Segundo a Fazenda, o valor máximo do prêmio pago aos fiscais fica abaixo da sua produtividade mensal, medida por critérios como número de autuações feitas.
    Governo atribui notas elevadas a esforço de servidor
    Davi Zaia, secretário de Gestão Pública, diz que o governo tem buscado aprimorar o sistema de avaliação
    Pagamento mensal de prêmios pode ser encarado como complemento salarial, afirma especialista
    DE SÃO PAULOUm maior esforço por parte dos funcionários públicos é a explicação dada pelo governo de São Paulo para o bom desempenho da maioria dos servidores nos programas de avaliação individual.
    "Nós notamos que hoje o servidor está mais preocupado com seu desempenho", disse Davi Zaia, secretário de Gestão Pública da administração estadual paulista.
    Zaia ressaltou que os programas de avaliação de desempenho são recentes e que existe uma preocupação do governo em aperfeiçoá-los.
    Ele citou que os servidores responsáveis pelas notas de seus subordinados têm recebido treinamento para que as avaliações sejam "cada vez mais criteriosas".
    Mas, segundo o secretário, não existe uma visão no governo de que "tem que ter x% [dos funcionários] bem avaliados e x% mal avaliados".
    Em nota enviada à Folha, a Procuradoria Geral do Estado (PGE) --que paga um prêmio a servidores com cargos administrativos-- também atribuiu a ótima avaliação média da área ao esforço feito pelos funcionários: "O impacto dessas avaliações influi de maneira direta no desempenho dos avaliados".
    Nos Estados Unidos, um programa de remuneração variável implementado em meados da década passada para servidores públicos federais em cargos executivos foi reformulado porque a maioria dos funcionários tinha avaliações muito altas.
    A média das notas por área passou a ser monitorada de perto pelo governo.
    No caso de São Paulo, além das notas altas, outra característica do programa de avaliação vista com reticência por analistas é o pagamento mensal de prêmios, embora as avaliações não ocorram com essa frequência.
    No Plano de Desempenho Individual, por exemplo, é feita uma avaliação anual que determina o valor que o funcionário receberá durante os 12 meses seguintes.
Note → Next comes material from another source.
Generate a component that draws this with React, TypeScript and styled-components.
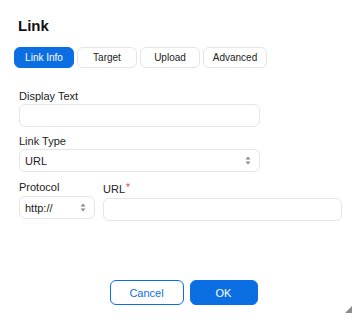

    Na Fazenda (Prêmio de Incentivo à Qualidade) e na PGE, a análise do desempenho dos servidores é semestral e, no caso da Saúde (Prêmio Incentivo), é trimestral.
    "O risco, nesses casos, é que o prêmio acabe sendo encarado como complemento salarial", afirma Nelson Marconi, professor da FGV/SP.
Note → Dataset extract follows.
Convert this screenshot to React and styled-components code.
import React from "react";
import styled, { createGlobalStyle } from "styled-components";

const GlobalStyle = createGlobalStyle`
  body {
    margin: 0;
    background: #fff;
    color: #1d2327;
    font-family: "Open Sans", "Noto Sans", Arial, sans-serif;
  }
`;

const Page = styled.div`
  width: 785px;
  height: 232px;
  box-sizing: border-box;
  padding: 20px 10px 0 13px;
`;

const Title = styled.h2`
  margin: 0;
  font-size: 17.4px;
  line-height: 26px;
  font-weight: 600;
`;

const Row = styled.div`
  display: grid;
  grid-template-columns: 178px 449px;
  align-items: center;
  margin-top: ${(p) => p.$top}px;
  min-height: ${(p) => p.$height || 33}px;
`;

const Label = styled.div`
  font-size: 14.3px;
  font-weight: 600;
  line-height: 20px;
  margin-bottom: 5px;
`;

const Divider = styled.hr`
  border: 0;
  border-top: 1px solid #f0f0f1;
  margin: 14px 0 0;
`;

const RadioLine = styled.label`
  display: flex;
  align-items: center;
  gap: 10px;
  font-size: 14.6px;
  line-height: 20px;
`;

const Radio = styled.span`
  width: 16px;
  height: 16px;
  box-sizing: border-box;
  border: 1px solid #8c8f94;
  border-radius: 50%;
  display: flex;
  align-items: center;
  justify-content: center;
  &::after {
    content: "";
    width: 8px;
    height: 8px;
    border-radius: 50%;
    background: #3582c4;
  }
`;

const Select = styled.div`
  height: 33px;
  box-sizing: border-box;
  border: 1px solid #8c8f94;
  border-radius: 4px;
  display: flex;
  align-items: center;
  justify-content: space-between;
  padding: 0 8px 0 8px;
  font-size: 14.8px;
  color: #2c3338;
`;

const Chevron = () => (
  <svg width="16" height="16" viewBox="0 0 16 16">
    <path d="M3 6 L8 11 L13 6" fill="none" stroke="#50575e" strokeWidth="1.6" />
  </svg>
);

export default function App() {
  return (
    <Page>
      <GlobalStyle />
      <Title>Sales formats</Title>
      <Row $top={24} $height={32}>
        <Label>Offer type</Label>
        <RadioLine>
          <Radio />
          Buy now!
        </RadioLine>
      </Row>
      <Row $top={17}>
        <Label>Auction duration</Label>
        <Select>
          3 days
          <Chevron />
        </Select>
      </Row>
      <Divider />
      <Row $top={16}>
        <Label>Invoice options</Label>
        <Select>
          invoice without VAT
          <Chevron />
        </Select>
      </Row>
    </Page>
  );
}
    Ele ressalta que esse processo pode levar os chefes a hesitarem em reduzir a nota de um servidor. "Reduzir o prêmio depois de um ano inteiro é como cortar o salário".
    CRITÉRIOS
    A dificuldade do gestor em dar nota aos empregados pode ser acentuada pela falta de critérios claros de avaliação.
    Segundo Zaia, os servidores não precisam atingir metas específicas no caso dos prêmios de avaliação.
    Para Márcia Almström, diretora de recursos humanos do ManpowerGroup, para que os programas de remuneração variável funcionem bem precisam ser atrelados a metas mensuráveis.
    "A falta de critérios mensuráveis aumenta a subjetividade das avaliações", diz.
      Nota média alta pode frear busca por melhora
      DE SÃO PAULOO risco de um sistema em que a maioria dos funcionários recebem notas altas e parecidas é que eles não se empenhem para melhorar a qualidade de seu trabalho, segundo especialistas.
      O pagamento de remuneração variável no setor público é visto por analistas como positivo desde que exista um sistema de avaliação que premie, de fato, os que apresentaram melhor desempenho.
      "Se quase todos recebem nota próxima e elevada, o caráter de renda variável é descaracterizado. Isso pode inibir a busca por melhor desempenho", diz Elaine Saad, gerente-geral da YSC, especializada em desenvolvimento profissional.
      Segundo Saad, a forma como os programas de remuneração variável são estruturados é fundamental para motivar os funcionários avaliados. "Regras e critérios que realmente estimulem os funcionários são necessários", diz ela, que também é vice-presidente da Associação Brasileira de Recursos Humanos.